Toute notre bureaucratie se fait en langue anglaise, ce qui ne facilite pas
les choses et c’est pour moi un travail supplémentaire d’essayer de
comprendre parfaitement les papiers que je signe...
J’ai, paraît-il, fait des progrès en anglais et j’arrive à exprimer des
choses pas très compliquées.
Autre question? Combien de temps resterons-nous ici? Je n’en sais rien. Mais
plutôt que de ne rien faire à Paris, je préfère rester ici. La vie y est
dure et austère, mais je me sens en pleine forme physique et morale.
Ne croyez pas que j’ai coupé les ponts avec le passé! Ma pensée est souvent
à Paris vers ce service que j’aurais tant voulu avoir le temps de «
peaufiner ».
J’en ai quelques rares nouvelles.
J’en reviens à mes officiers, la moitié sont américains; plusieurs
capitaines de frégate et de corvette; j’ai aussi sous mes ordres un Colonel
français Commandant le 40e régiment d’artillerie de Verdun; plusieurs
Lieutenants-Colonels et Commandants brevetés.
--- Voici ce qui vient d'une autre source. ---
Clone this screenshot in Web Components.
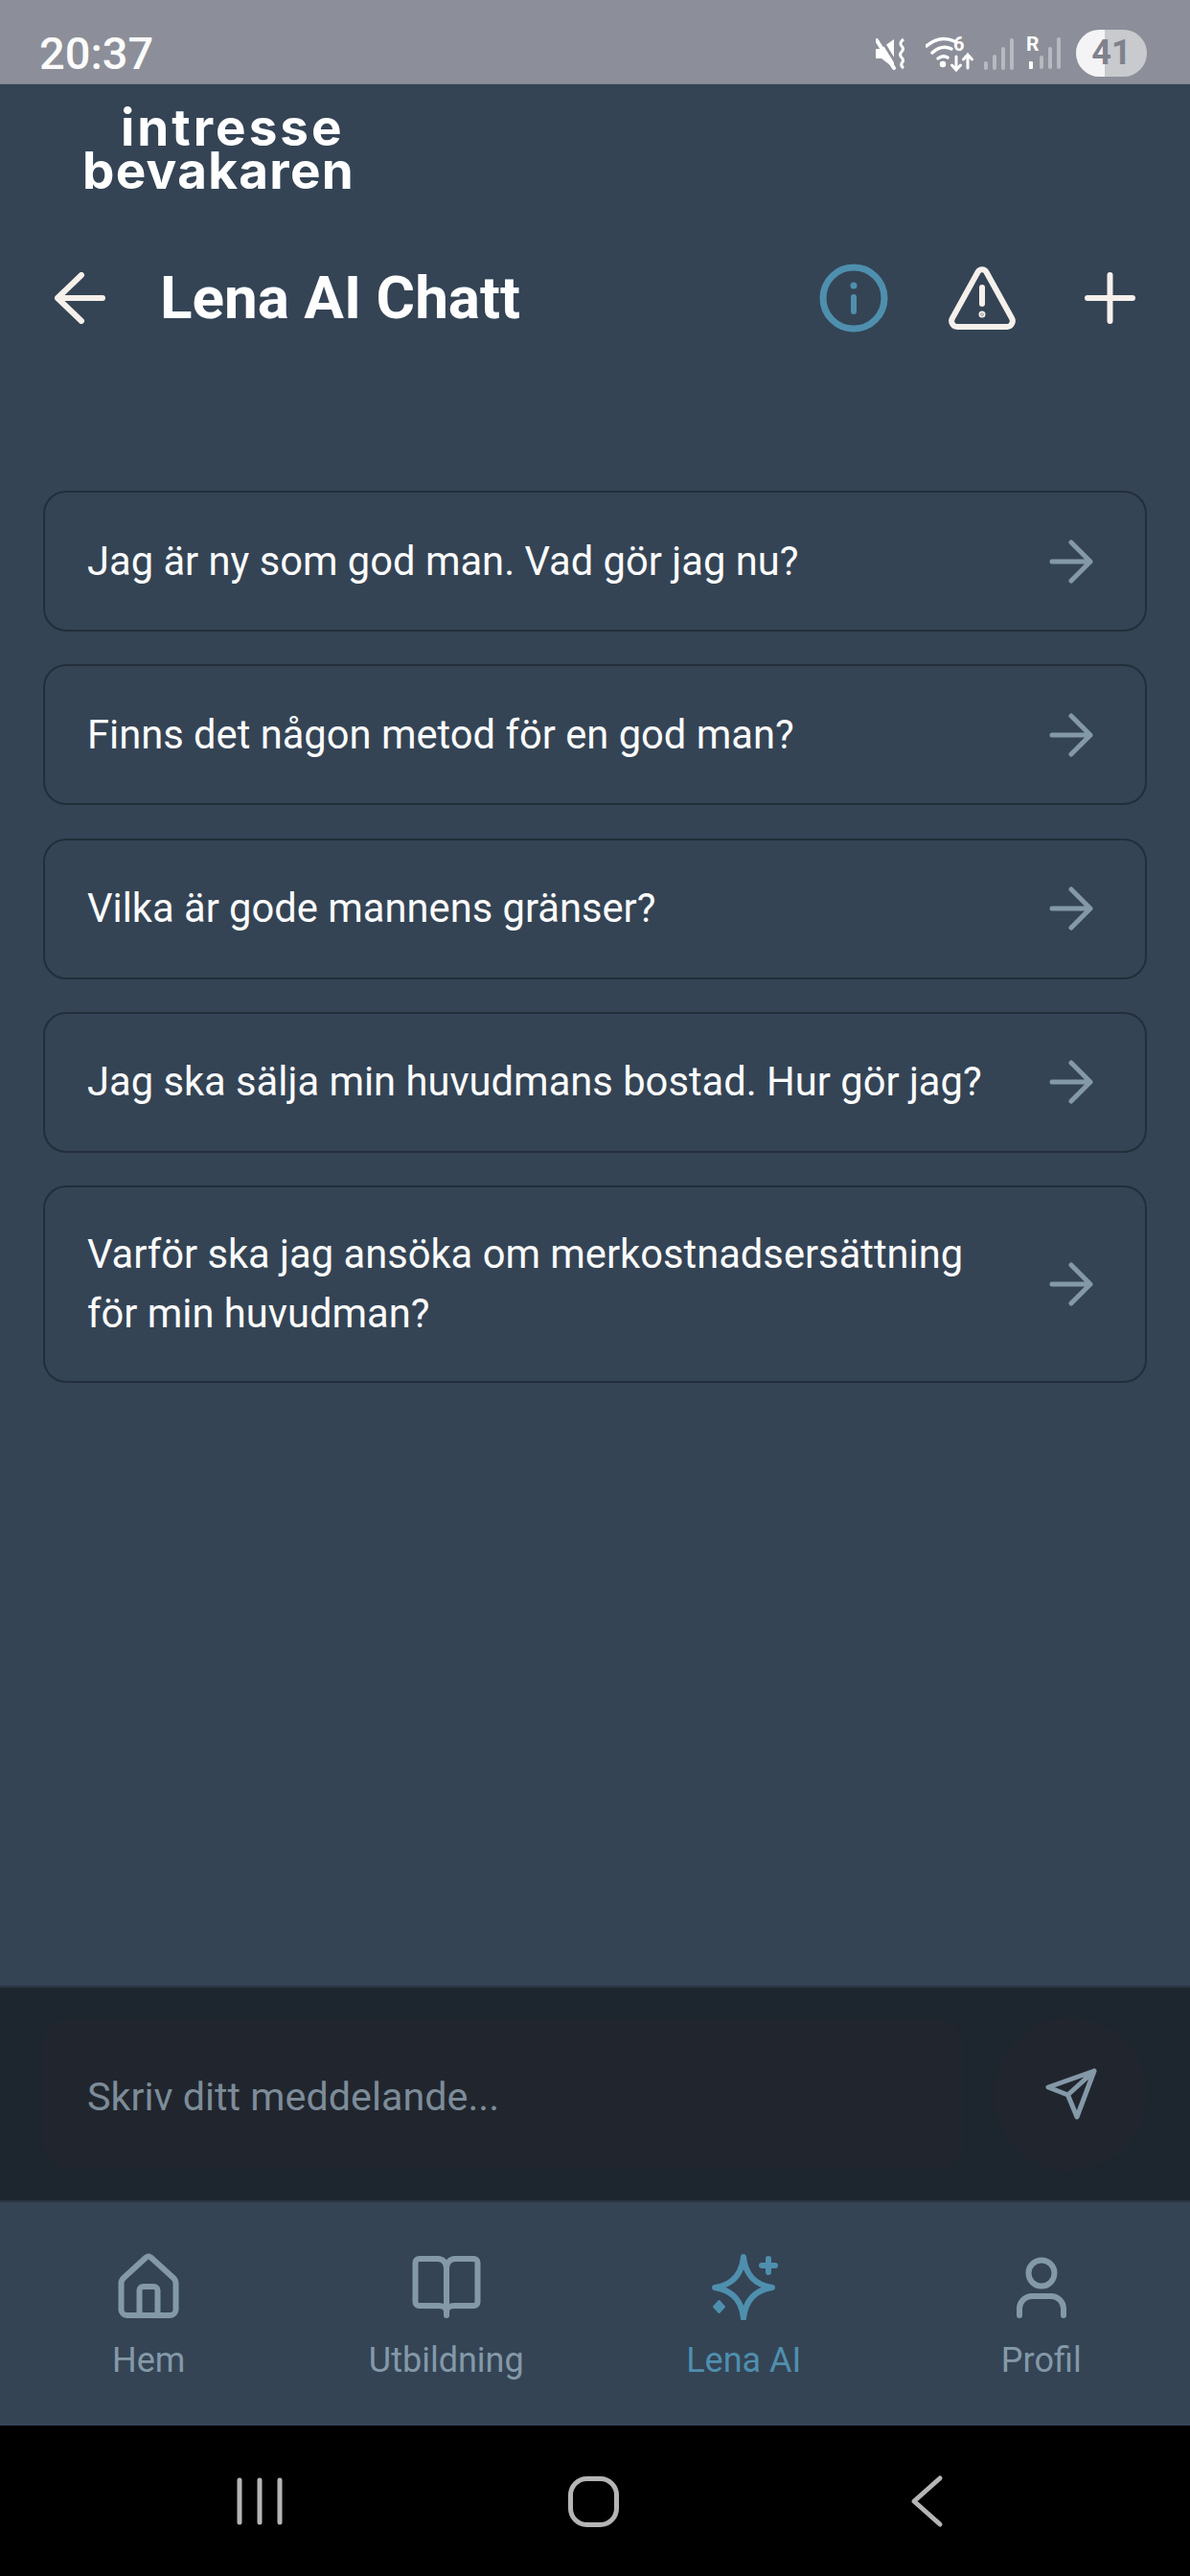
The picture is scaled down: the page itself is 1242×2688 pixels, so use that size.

Dans l’ensemble tous ont fait
très correctement et avec beaucoup de cran un métier dur et risqué.
J’ai aussi quelques belges. Mes relations avec l’Arab Legion sont
excellentes, mes relations avec les juifs sont bonnes. Mais le métier est
terriblement décevant. Il n’est pas facile de négocier avec de tels
adversaires. Nous faisons de notre mieux et je suis un peu effrayé de la
responsabilité que je viens d’endosser en acceptant l’ensemble du groupe de
Jérusalem. A la grâce de Dieu!
Deux de mes camarades sont morts tragiquement à Gaza, littéralement
assassinés par des irréguliers égyptiens. Parmi eux le Lieutenant-colonel
Ceren du boulevard Suchet. Lorsque son nom a été donné à la radio, il a été
si mal prononcé que certains ont cru que c’était moi la victime.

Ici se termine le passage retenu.